* BEGIN *

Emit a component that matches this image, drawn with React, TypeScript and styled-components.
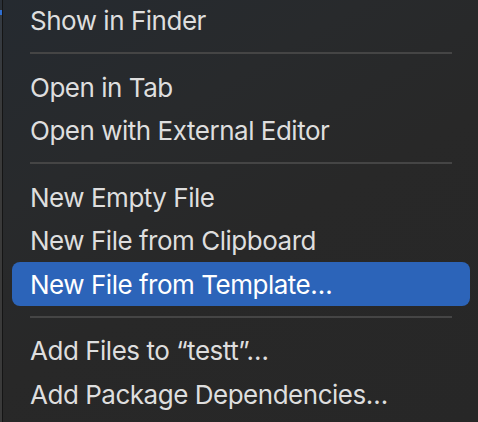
import React from "react";
import styled, { createGlobalStyle } from "styled-components";

const Global = createGlobalStyle`
  html, body { margin: 0; padding: 0; background: #282828; }
  body { width: 478px; height: 422px; overflow: hidden; }
`;

const Screen = styled.div`
  display: flex;
  width: 478px;
  height: 422px;
  background: #3a3a3a;
`;

const Edge = styled.div`
  width: 2px;
  flex: none;
  background: linear-gradient(to bottom, #2a3038 0px, #2a3038 10px, #2f6ed0 10px, #2f6ed0 15px, #343a42 15px, #3a3a3a 120px);
`;

const Menu = styled.div`
  flex: 1;
  display: flex;
  flex-direction: column;
  border-left: 1px solid #151515;
  padding: 0 8px 0 9px;
  margin-top: -1px;
  background: linear-gradient(150deg, #252a30 0%, #282a2c 30%, #282828 55%, #272727 100%);
  font-family: Inter, "Noto Sans", sans-serif;
`;

const Item = styled.div<{ $active?: boolean }>`
  height: 43.33px;
  flex: none;
  display: flex;
  align-items: center;
  padding: 0 18px;
  border-radius: 8px;
  font-size: 26px;
  letter-spacing: -0.48px;
  color: ${(p) => (p.$active ? "#ffffff" : "#dedede")};
  background: ${(p) => (p.$active ? "#2c64b9" : "transparent")};
  white-space: nowrap;
`;

const Separator = styled.div`
  flex: none;
  height: 23.4px;
  display: flex;
  align-items: flex-start;
  padding: 0 18px;
  &::after {
    content: "";
    display: block;
    margin-top: 10px;
    height: 2px;
    flex: 1;
    background: #454545;
  }
`;

const groups: string[][] = [
  ["Show in Finder"],
  ["Open in Tab", "Open with External Editor"],
  ["New Empty File", "New File from Clipboard", "New File from Template…"],
  ["Add Files to \u201Ctestt\u201D…", "Add Package Dependencies…"],
];

export default function App() {
  return (
    <>
      <Global />
      <Screen>
        <Edge />
        <Menu>
          {groups.map((g, gi) => (
            <React.Fragment key={gi}>
              {gi > 0 && <Separator />}
              {g.map((t) => (
                <Item key={t} $active={t === "New File from Template…"}>
                  {t}
                </Item>
              ))}
            </React.Fragment>
          ))}
        </Menu>
      </Screen>
    </>
  );
}
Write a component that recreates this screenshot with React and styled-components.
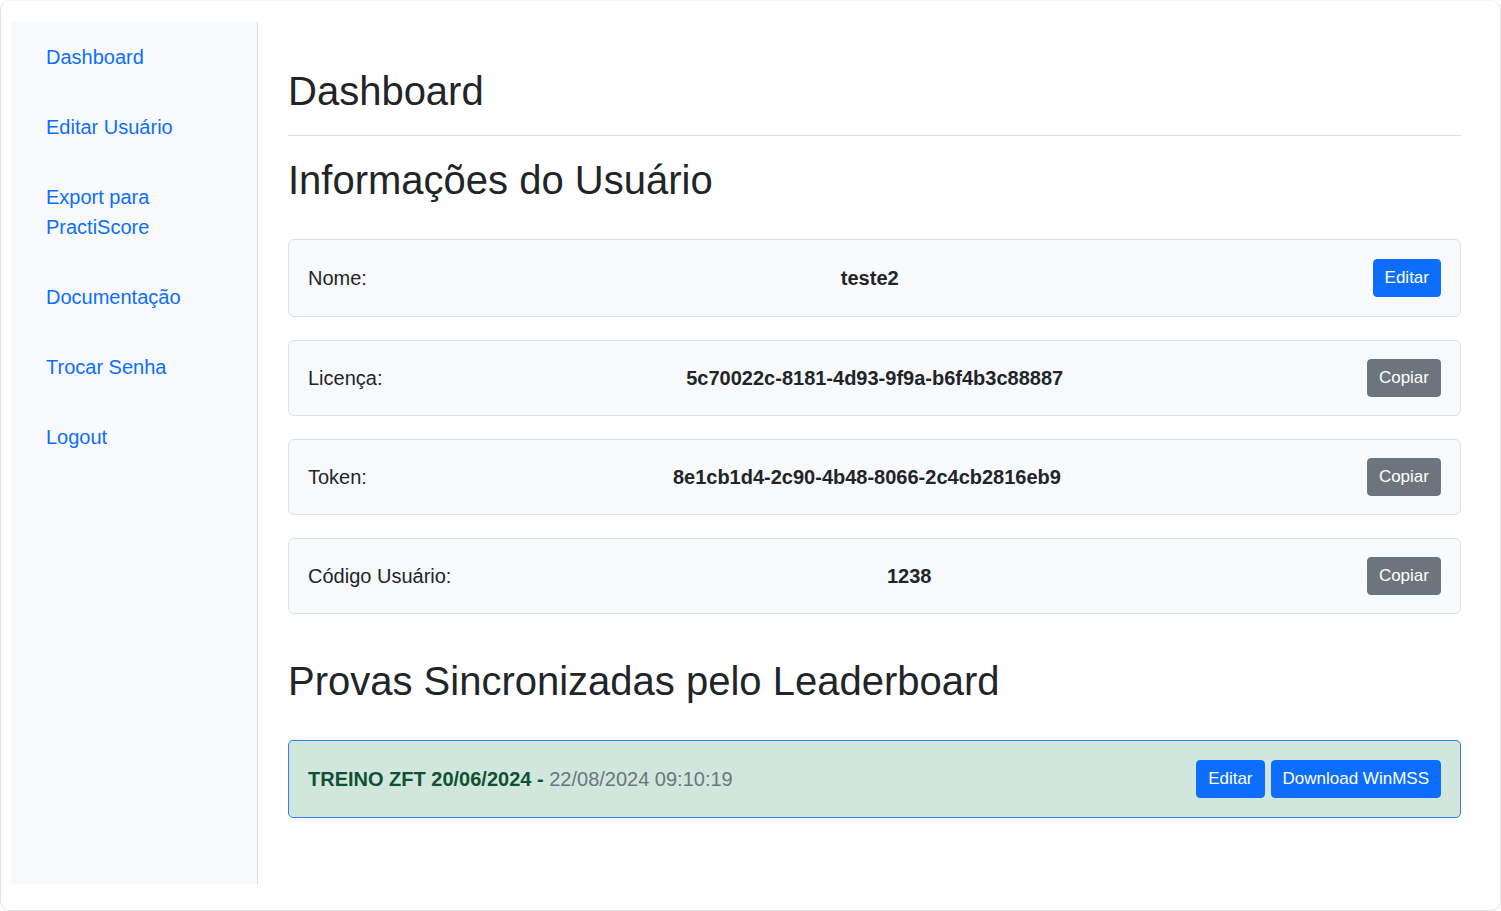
import React from 'react';
import styled, { createGlobalStyle } from 'styled-components';

const GlobalStyle = createGlobalStyle`
    html, body {
        margin: 0;
        padding: 0;
        background: #ffffff;
    }

    body {
        font-family: "Liberation Sans", Arial, sans-serif;
        color: #212529;
    }

    * {
        box-sizing: border-box;
    }
`;

const menu = ['Dashboard', 'Editar Usuário', 'Export para PractiScore', 'Documentação', 'Trocar Senha', 'Logout'];

const userInfo = [
    { label: 'Nome:', value: 'teste2', action: 'Editar', primary: true },
    { label: 'Licença:', value: '5c70022c-8181-4d93-9f9a-b6f4b3c88887', action: 'Copiar' },
    { label: 'Token:', value: '8e1cb1d4-2c90-4b48-8066-2c4cb2816eb9', action: 'Copiar' },
    { label: 'Código Usuário:', value: '1238', action: 'Copiar' }
];

export default function App() {
    return (
        <>
            <GlobalStyle />
            <Frame>
                <Sidebar>
                    {menu.map(item => (
                        <NavLink key={item} href="#">
                            {item}
                        </NavLink>
                    ))}
                </Sidebar>

                <Main>
                    <PageTitle>Dashboard</PageTitle>
                    <Divider />

                    <SectionTitle>Informações do Usuário</SectionTitle>
                    {userInfo.map(({ label, value, action, primary }) => (
                        <InfoCard key={label} tall={primary}>
                            <Label>{label}</Label>
                            <Value>{value}</Value>
                            <Button variant={primary ? 'primary' : 'secondary'}>{action}</Button>
                        </InfoCard>
                    ))}

                    <SectionTitle spaced>Provas Sincronizadas pelo Leaderboard</SectionTitle>
                    <SyncCard>
                        <SyncText>
                            <SyncName>TREINO ZFT 20/06/2024 - </SyncName>
                            <SyncDate>22/08/2024 09:10:19</SyncDate>
                        </SyncText>
                        <ButtonGroup>
                            <Button variant="primary">Editar</Button>
                            <Button variant="primary">Download WinMSS</Button>
                        </ButtonGroup>
                    </SyncCard>
                </Main>
            </Frame>
        </>
    );
}

const Frame = styled.div`
    height: 911px;
    display: flex;
    align-items: flex-start;
    padding: 21px 39px 0 10px;
    border: 1px solid #e2e2e2;
    border-top-color: #f4f4f4;
    border-radius: 10px;
    background: #ffffff;
`;

const Sidebar = styled.nav`
    flex: 0 0 247px;
    height: 862px;
    display: flex;
    flex-direction: column;
    padding: 0 35px;
    background: #f8f9fa;
    border-right: 1px solid #dcdcdc;
`;

const NavLink = styled.a`
    display: block;
    padding: 20px 0;
    font-size: 20px;
    line-height: 30px;
    color: #0d6efd;
    text-decoration: none;
`;

const Main = styled.main`
    flex: 1;
    padding: 45px 0 0 30px;
`;

const PageTitle = styled.h1`
    margin: 0;
    font-size: 40px;
    font-weight: 400;
    line-height: 48px;
    color: #212529;
`;

const Divider = styled.hr`
    margin: 20px 0 20px;
    border: 0;
    border-top: 1px solid #dfdfdf;
`;

const SectionTitle = styled.h2`
    margin: ${props => (props.spaced ? '43px' : '0')} 0 35px;
    font-size: 40px;
    font-weight: 400;
    line-height: 48px;
    color: #212529;
`;

const InfoCard = styled.div`
    display: flex;
    align-items: center;
    justify-content: space-between;
    padding: ${props => (props.tall ? '19px' : '18px')} 19px;
    margin-bottom: 23px;
    background: #f8f9fa;
    border: 1px solid #dee2e6;
    border-radius: 6px;

    &:last-of-type {
        margin-bottom: 0;
    }
`;

const Label = styled.span`
    font-size: 20px;
    line-height: 30px;
`;

const Value = styled.strong`
    font-size: 20px;
    line-height: 30px;
    font-weight: 700;
`;

const Button = styled.button`
    height: 38px;
    padding: 0 11px;
    font-family: inherit;
    font-size: 17px;
    line-height: 36px;
    color: #ffffff;
    background: ${props => (props.variant === 'primary' ? '#0d6efd' : '#6c757d')};
    border: 1px solid ${props => (props.variant === 'primary' ? '#0d6efd' : '#6c757d')};
    border-radius: 4px;
    cursor: pointer;
`;

const SyncCard = styled.div`
    display: flex;
    align-items: center;
    justify-content: space-between;
    padding: 19px 19px;
    background: #d1e7dd;
    border: 1px solid #2f7ef5;
    border-radius: 5px;
`;

const SyncText = styled.div`
    font-size: 20px;
    line-height: 30px;
`;

const SyncName = styled.strong`
    color: #0f5132;
    font-weight: 700;
`;

const SyncDate = styled.span`
    color: #6c757d;
`;

const ButtonGroup = styled.div`
    display: flex;
    gap: 6px;
`;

* END *

▶ **WHAT THE EXERCISE ASKS**
The data above should be repeated exactly, minus any pictures.

▶ **SOLVED EXERCISE**
Emit a component that matches this image, drawn with React, TypeScript and styled-components.
import React from "react";
import styled, { createGlobalStyle } from "styled-components";

const Global = createGlobalStyle`
  html, body { margin: 0; padding: 0; background: #282828; }
  body { width: 478px; height: 422px; overflow: hidden; }
`;

const Screen = styled.div`
  display: flex;
  width: 478px;
  height: 422px;
  background: #3a3a3a;
`;

const Edge = styled.div`
  width: 2px;
  flex: none;
  background: linear-gradient(to bottom, #2a3038 0px, #2a3038 10px, #2f6ed0 10px, #2f6ed0 15px, #343a42 15px, #3a3a3a 120px);
`;

const Menu = styled.div`
  flex: 1;
  display: flex;
  flex-direction: column;
  border-left: 1px solid #151515;
  padding: 0 8px 0 9px;
  margin-top: -1px;
  background: linear-gradient(150deg, #252a30 0%, #282a2c 30%, #282828 55%, #272727 100%);
  font-family: Inter, "Noto Sans", sans-serif;
`;

const Item = styled.div<{ $active?: boolean }>`
  height: 43.33px;
  flex: none;
  display: flex;
  align-items: center;
  padding: 0 18px;
  border-radius: 8px;
  font-size: 26px;
  letter-spacing: -0.48px;
  color: ${(p) => (p.$active ? "#ffffff" : "#dedede")};
  background: ${(p) => (p.$active ? "#2c64b9" : "transparent")};
  white-space: nowrap;
`;

const Separator = styled.div`
  flex: none;
  height: 23.4px;
  display: flex;
  align-items: flex-start;
  padding: 0 18px;
  &::after {
    content: "";
    display: block;
    margin-top: 10px;
    height: 2px;
    flex: 1;
    background: #454545;
  }
`;

const groups: string[][] = [
  ["Show in Finder"],
  ["Open in Tab", "Open with External Editor"],
  ["New Empty File", "New File from Clipboard", "New File from Template…"],
  ["Add Files to \u201Ctestt\u201D…", "Add Package Dependencies…"],
];

export default function App() {
  return (
    <>
      <Global />
      <Screen>
        <Edge />
        <Menu>
          {groups.map((g, gi) => (
            <React.Fragment key={gi}>
              {gi > 0 && <Separator />}
              {g.map((t) => (
                <Item key={t} $active={t === "New File from Template…"}>
                  {t}
                </Item>
              ))}
            </React.Fragment>
          ))}
        </Menu>
      </Screen>
    </>
  );
}
Write a component that recreates this screenshot with React and styled-components.
import React from 'react';
import styled, { createGlobalStyle } from 'styled-components';

const GlobalStyle = createGlobalStyle`
    html, body {
        margin: 0;
        padding: 0;
        background: #ffffff;
    }

    body {
        font-family: "Liberation Sans", Arial, sans-serif;
        color: #212529;
    }

    * {
        box-sizing: border-box;
    }
`;

const menu = ['Dashboard', 'Editar Usuário', 'Export para PractiScore', 'Documentação', 'Trocar Senha', 'Logout'];

const userInfo = [
    { label: 'Nome:', value: 'teste2', action: 'Editar', primary: true },
    { label: 'Licença:', value: '5c70022c-8181-4d93-9f9a-b6f4b3c88887', action: 'Copiar' },
    { label: 'Token:', value: '8e1cb1d4-2c90-4b48-8066-2c4cb2816eb9', action: 'Copiar' },
    { label: 'Código Usuário:', value: '1238', action: 'Copiar' }
];

export default function App() {
    return (
        <>
            <GlobalStyle />
            <Frame>
                <Sidebar>
                    {menu.map(item => (
                        <NavLink key={item} href="#">
                            {item}
                        </NavLink>
                    ))}
                </Sidebar>

                <Main>
                    <PageTitle>Dashboard</PageTitle>
                    <Divider />

                    <SectionTitle>Informações do Usuário</SectionTitle>
                    {userInfo.map(({ label, value, action, primary }) => (
                        <InfoCard key={label} tall={primary}>
                            <Label>{label}</Label>
                            <Value>{value}</Value>
                            <Button variant={primary ? 'primary' : 'secondary'}>{action}</Button>
                        </InfoCard>
                    ))}

                    <SectionTitle spaced>Provas Sincronizadas pelo Leaderboard</SectionTitle>
                    <SyncCard>
                        <SyncText>
                            <SyncName>TREINO ZFT 20/06/2024 - </SyncName>
                            <SyncDate>22/08/2024 09:10:19</SyncDate>
                        </SyncText>
                        <ButtonGroup>
                            <Button variant="primary">Editar</Button>
                            <Button variant="primary">Download WinMSS</Button>
                        </ButtonGroup>
                    </SyncCard>
                </Main>
            </Frame>
        </>
    );
}

const Frame = styled.div`
    height: 911px;
    display: flex;
    align-items: flex-start;
    padding: 21px 39px 0 10px;
    border: 1px solid #e2e2e2;
    border-top-color: #f4f4f4;
    border-radius: 10px;
    background: #ffffff;
`;

const Sidebar = styled.nav`
    flex: 0 0 247px;
    height: 862px;
    display: flex;
    flex-direction: column;
    padding: 0 35px;
    background: #f8f9fa;
    border-right: 1px solid #dcdcdc;
`;

const NavLink = styled.a`
    display: block;
    padding: 20px 0;
    font-size: 20px;
    line-height: 30px;
    color: #0d6efd;
    text-decoration: none;
`;

const Main = styled.main`
    flex: 1;
    padding: 45px 0 0 30px;
`;

const PageTitle = styled.h1`
    margin: 0;
    font-size: 40px;
    font-weight: 400;
    line-height: 48px;
    color: #212529;
`;

const Divider = styled.hr`
    margin: 20px 0 20px;
    border: 0;
    border-top: 1px solid #dfdfdf;
`;

const SectionTitle = styled.h2`
    margin: ${props => (props.spaced ? '43px' : '0')} 0 35px;
    font-size: 40px;
    font-weight: 400;
    line-height: 48px;
    color: #212529;
`;

const InfoCard = styled.div`
    display: flex;
    align-items: center;
    justify-content: space-between;
    padding: ${props => (props.tall ? '19px' : '18px')} 19px;
    margin-bottom: 23px;
    background: #f8f9fa;
    border: 1px solid #dee2e6;
    border-radius: 6px;

    &:last-of-type {
        margin-bottom: 0;
    }
`;

const Label = styled.span`
    font-size: 20px;
    line-height: 30px;
`;

const Value = styled.strong`
    font-size: 20px;
    line-height: 30px;
    font-weight: 700;
`;

const Button = styled.button`
    height: 38px;
    padding: 0 11px;
    font-family: inherit;
    font-size: 17px;
    line-height: 36px;
    color: #ffffff;
    background: ${props => (props.variant === 'primary' ? '#0d6efd' : '#6c757d')};
    border: 1px solid ${props => (props.variant === 'primary' ? '#0d6efd' : '#6c757d')};
    border-radius: 4px;
    cursor: pointer;
`;

const SyncCard = styled.div`
    display: flex;
    align-items: center;
    justify-content: space-between;
    padding: 19px 19px;
    background: #d1e7dd;
    border: 1px solid #2f7ef5;
    border-radius: 5px;
`;

const SyncText = styled.div`
    font-size: 20px;
    line-height: 30px;
`;

const SyncName = styled.strong`
    color: #0f5132;
    font-weight: 700;
`;

const SyncDate = styled.span`
    color: #6c757d;
`;

const ButtonGroup = styled.div`
    display: flex;
    gap: 6px;
`;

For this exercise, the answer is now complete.